+++ INPUT RECORDS +++

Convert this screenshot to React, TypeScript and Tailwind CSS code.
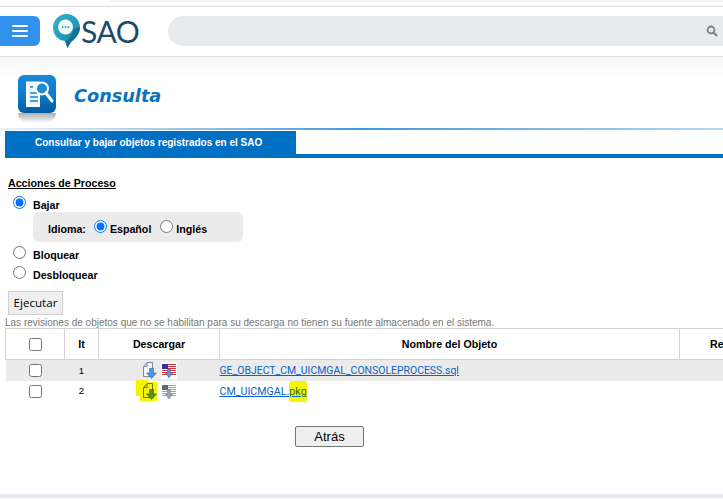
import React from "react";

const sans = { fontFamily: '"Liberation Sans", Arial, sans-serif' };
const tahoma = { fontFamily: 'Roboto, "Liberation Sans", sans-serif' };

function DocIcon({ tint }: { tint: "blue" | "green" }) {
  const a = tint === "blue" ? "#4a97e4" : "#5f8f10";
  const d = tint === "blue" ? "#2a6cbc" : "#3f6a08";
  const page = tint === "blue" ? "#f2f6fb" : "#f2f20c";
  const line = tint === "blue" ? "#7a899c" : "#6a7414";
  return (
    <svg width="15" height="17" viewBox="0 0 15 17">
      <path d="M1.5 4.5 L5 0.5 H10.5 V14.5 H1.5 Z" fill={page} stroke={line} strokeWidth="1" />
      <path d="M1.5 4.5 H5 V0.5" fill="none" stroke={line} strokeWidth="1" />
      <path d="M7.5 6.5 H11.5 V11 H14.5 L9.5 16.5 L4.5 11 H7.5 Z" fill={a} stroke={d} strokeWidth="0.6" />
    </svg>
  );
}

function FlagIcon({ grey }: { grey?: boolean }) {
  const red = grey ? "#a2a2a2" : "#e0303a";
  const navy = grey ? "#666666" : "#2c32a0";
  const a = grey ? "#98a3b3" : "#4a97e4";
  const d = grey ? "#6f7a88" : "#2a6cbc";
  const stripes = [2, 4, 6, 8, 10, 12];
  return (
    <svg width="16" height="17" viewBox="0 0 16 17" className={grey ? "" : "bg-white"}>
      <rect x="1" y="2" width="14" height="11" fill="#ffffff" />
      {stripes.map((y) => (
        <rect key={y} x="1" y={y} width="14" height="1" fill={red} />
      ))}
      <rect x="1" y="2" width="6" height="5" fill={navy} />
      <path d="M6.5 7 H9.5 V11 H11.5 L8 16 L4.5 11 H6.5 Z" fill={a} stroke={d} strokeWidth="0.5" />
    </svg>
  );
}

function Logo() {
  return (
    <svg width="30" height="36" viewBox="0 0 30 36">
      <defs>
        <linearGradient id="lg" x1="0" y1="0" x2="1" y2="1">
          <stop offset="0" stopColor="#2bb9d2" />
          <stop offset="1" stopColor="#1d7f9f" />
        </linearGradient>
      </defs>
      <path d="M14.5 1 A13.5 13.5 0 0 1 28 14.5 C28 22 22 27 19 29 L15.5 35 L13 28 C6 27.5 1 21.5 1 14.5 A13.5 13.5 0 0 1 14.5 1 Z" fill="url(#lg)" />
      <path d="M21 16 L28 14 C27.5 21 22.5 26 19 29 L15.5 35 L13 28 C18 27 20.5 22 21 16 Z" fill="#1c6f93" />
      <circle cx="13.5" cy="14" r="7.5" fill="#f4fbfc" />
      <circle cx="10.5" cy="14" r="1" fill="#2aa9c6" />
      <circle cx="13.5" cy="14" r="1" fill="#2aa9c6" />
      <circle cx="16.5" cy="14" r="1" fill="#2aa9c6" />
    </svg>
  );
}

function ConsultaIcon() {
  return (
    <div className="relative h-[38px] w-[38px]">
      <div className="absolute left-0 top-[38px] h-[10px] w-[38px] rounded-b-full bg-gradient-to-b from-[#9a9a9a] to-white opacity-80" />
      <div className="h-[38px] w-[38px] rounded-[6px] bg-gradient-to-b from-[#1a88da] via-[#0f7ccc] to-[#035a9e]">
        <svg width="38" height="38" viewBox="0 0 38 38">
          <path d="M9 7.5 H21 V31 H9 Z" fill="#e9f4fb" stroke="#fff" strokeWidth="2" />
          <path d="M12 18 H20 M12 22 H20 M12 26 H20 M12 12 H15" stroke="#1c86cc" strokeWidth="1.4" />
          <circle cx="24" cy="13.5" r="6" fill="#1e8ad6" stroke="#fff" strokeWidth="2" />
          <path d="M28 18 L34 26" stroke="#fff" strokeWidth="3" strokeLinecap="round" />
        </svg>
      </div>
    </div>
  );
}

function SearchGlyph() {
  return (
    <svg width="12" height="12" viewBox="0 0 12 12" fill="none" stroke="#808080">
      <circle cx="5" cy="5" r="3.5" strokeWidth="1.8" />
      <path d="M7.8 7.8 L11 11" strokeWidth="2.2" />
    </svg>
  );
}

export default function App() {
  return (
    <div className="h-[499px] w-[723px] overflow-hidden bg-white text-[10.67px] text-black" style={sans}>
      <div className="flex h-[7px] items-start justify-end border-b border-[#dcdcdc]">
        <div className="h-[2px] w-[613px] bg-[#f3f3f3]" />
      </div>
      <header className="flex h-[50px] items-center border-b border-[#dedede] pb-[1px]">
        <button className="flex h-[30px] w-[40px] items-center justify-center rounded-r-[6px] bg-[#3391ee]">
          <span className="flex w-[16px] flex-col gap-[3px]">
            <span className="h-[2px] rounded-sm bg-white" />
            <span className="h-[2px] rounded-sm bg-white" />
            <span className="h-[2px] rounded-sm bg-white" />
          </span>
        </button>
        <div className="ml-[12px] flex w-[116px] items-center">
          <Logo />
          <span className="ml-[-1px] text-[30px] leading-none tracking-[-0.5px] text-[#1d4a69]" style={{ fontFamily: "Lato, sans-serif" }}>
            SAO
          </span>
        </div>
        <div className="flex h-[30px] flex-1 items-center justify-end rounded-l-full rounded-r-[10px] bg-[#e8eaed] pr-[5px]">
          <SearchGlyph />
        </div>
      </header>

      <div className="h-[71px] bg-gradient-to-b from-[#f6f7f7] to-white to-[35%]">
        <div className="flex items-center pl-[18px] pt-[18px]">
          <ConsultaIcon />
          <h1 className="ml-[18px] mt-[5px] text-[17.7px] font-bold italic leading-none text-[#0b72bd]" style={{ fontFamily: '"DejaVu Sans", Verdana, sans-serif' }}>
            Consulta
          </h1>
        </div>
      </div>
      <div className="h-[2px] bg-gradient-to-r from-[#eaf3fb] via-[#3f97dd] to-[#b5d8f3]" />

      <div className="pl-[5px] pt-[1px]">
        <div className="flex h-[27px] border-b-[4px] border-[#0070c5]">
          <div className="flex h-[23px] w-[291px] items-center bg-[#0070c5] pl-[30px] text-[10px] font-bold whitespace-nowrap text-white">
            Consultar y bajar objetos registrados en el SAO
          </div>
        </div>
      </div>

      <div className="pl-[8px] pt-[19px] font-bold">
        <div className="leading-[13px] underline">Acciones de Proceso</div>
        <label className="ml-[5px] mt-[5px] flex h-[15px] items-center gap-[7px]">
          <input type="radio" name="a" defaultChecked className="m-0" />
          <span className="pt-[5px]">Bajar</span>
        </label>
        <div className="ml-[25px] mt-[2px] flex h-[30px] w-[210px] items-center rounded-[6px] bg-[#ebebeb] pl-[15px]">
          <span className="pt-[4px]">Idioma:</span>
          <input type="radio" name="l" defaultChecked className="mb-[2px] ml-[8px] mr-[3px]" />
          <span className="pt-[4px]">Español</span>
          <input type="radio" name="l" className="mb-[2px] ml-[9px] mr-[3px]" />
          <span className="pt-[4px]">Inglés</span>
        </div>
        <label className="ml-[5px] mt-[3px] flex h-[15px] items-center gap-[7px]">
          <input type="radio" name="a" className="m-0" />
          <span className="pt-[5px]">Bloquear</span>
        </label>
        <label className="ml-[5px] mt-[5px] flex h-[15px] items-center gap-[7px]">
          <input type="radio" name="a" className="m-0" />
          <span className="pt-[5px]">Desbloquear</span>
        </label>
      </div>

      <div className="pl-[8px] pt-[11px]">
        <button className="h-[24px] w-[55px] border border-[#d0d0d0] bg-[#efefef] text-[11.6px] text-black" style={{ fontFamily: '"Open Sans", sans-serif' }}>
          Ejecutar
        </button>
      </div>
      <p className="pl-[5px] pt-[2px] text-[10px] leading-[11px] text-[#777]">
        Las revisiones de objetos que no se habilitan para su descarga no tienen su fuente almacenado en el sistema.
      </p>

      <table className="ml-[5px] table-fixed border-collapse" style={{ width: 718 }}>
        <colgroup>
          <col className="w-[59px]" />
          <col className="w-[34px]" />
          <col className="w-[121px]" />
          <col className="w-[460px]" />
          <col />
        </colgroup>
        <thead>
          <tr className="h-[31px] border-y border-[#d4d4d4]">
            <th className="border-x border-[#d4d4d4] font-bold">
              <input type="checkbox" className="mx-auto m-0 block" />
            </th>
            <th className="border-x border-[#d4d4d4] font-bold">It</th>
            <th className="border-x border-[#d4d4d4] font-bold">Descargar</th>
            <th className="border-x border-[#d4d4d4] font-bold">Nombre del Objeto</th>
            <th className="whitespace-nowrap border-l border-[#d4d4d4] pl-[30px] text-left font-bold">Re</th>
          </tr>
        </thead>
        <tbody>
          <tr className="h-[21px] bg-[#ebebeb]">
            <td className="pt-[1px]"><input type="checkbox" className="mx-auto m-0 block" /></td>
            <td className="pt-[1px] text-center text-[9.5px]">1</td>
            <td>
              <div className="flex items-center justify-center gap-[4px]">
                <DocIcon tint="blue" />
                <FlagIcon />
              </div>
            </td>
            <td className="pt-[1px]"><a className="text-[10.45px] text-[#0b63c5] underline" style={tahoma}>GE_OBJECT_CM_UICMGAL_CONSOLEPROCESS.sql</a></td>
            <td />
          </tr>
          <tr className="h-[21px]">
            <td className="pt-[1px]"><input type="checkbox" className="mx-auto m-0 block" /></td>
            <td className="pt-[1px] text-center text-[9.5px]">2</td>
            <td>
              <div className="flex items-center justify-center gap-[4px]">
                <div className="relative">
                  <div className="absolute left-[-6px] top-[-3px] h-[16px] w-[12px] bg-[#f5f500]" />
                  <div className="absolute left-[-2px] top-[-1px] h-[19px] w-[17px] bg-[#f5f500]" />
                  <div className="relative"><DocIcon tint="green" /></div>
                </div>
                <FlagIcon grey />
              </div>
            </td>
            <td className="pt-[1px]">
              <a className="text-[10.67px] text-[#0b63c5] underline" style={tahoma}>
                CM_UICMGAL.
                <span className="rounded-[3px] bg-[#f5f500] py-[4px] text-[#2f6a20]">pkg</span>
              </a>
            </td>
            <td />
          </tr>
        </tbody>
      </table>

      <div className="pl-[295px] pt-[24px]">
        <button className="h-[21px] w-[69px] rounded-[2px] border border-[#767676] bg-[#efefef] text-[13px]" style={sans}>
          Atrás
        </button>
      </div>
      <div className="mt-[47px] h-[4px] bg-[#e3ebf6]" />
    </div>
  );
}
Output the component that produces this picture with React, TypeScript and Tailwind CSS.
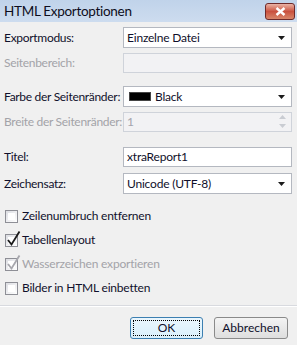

+++

#### THE TASK:
Each line that has the word "React" should be copied.

#### RESULT:
Convert this screenshot to React, TypeScript and Tailwind CSS code.
import React from "react";
Output the component that produces this picture with React, TypeScript and Tailwind CSS.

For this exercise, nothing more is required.